◆ Work required ◆
Locate the line that contains "TypeScript and Tailwind CSS." in the entries below, then repeat it and every following line through the line that contains "import React from", exactly, and no others.

-- start Data for this task --

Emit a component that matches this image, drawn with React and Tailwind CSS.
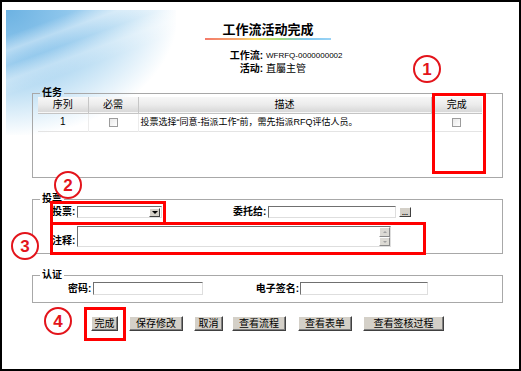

-- end Data for this task --
-- start Data for this task --

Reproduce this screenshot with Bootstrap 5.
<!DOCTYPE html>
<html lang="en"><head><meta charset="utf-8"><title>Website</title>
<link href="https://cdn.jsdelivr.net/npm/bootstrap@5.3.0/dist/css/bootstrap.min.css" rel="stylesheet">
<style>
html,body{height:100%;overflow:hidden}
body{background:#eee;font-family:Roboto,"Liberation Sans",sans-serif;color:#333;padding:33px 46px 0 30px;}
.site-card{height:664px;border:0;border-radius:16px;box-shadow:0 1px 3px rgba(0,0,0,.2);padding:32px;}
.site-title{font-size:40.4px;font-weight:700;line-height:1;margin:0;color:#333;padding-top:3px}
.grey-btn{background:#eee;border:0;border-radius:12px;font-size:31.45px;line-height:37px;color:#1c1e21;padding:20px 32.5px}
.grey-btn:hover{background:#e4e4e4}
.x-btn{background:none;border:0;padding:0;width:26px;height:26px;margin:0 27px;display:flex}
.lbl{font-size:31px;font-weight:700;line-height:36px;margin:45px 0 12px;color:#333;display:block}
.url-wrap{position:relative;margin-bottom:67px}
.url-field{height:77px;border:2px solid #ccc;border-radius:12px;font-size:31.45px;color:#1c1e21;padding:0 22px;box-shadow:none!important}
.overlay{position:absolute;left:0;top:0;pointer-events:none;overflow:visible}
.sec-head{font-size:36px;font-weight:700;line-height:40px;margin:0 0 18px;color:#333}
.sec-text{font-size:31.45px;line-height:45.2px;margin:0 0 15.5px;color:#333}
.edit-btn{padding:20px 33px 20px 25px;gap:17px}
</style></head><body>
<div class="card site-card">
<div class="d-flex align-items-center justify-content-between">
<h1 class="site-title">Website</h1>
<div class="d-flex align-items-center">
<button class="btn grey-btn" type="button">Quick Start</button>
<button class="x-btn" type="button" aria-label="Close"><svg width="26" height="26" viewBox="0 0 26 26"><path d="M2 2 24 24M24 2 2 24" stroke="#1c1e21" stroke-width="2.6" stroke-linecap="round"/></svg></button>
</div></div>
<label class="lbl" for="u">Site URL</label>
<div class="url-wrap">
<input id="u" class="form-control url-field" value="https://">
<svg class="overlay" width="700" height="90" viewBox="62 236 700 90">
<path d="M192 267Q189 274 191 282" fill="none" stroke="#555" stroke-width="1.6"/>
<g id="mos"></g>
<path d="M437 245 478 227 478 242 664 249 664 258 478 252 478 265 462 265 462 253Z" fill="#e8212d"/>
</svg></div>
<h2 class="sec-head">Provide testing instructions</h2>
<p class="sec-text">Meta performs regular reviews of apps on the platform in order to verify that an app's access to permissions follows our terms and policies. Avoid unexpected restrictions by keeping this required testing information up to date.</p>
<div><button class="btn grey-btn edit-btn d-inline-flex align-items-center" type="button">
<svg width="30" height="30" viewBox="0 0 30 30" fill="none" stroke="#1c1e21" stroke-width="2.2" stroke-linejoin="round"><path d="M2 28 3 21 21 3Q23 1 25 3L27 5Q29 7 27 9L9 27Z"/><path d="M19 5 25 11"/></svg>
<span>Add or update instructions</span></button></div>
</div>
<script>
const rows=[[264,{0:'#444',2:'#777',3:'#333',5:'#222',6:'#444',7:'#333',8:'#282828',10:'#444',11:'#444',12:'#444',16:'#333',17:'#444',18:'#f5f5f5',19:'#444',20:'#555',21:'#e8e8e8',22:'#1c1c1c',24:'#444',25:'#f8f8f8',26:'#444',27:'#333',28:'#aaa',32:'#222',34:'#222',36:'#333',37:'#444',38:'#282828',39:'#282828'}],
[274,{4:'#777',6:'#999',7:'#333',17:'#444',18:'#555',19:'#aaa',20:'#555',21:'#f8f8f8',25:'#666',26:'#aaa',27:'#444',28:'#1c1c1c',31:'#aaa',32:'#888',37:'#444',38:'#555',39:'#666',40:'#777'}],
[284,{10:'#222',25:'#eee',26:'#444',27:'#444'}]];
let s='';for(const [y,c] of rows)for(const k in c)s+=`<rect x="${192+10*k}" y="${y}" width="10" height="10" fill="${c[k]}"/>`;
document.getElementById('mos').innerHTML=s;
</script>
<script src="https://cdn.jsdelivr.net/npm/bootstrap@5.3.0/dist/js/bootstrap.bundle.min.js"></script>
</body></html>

-- end Data for this task --
-- start Data for this task --

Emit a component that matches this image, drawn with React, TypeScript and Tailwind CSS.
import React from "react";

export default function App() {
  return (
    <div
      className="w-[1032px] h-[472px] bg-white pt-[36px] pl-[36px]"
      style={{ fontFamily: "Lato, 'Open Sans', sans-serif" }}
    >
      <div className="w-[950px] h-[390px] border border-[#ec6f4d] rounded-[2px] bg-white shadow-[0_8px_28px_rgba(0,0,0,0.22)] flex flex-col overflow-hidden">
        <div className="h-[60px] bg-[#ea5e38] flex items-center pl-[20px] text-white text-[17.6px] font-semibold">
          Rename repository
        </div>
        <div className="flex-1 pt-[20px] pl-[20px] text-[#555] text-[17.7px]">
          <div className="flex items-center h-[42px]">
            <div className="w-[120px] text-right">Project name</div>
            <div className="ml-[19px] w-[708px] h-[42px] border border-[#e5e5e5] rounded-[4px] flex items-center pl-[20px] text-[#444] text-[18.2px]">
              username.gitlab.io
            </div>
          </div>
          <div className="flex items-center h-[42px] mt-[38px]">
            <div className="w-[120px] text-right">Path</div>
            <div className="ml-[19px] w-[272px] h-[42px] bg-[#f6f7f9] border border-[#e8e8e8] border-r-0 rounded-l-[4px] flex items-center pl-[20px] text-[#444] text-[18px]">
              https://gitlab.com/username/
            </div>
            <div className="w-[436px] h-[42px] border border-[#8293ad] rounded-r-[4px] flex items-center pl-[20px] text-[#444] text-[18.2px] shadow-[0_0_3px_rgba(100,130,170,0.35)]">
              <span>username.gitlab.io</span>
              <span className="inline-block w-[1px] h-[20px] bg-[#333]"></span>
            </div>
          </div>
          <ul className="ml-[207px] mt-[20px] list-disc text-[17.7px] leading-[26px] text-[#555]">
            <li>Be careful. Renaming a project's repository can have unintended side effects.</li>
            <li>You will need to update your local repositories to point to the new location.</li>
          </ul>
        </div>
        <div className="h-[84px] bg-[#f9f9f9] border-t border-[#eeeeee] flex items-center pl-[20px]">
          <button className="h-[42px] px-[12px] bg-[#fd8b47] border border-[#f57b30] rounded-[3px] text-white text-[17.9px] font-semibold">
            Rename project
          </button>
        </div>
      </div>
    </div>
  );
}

-- end Data for this task --

◆ Full answer ◆
Emit a component that matches this image, drawn with React, TypeScript and Tailwind CSS.
import React from "react";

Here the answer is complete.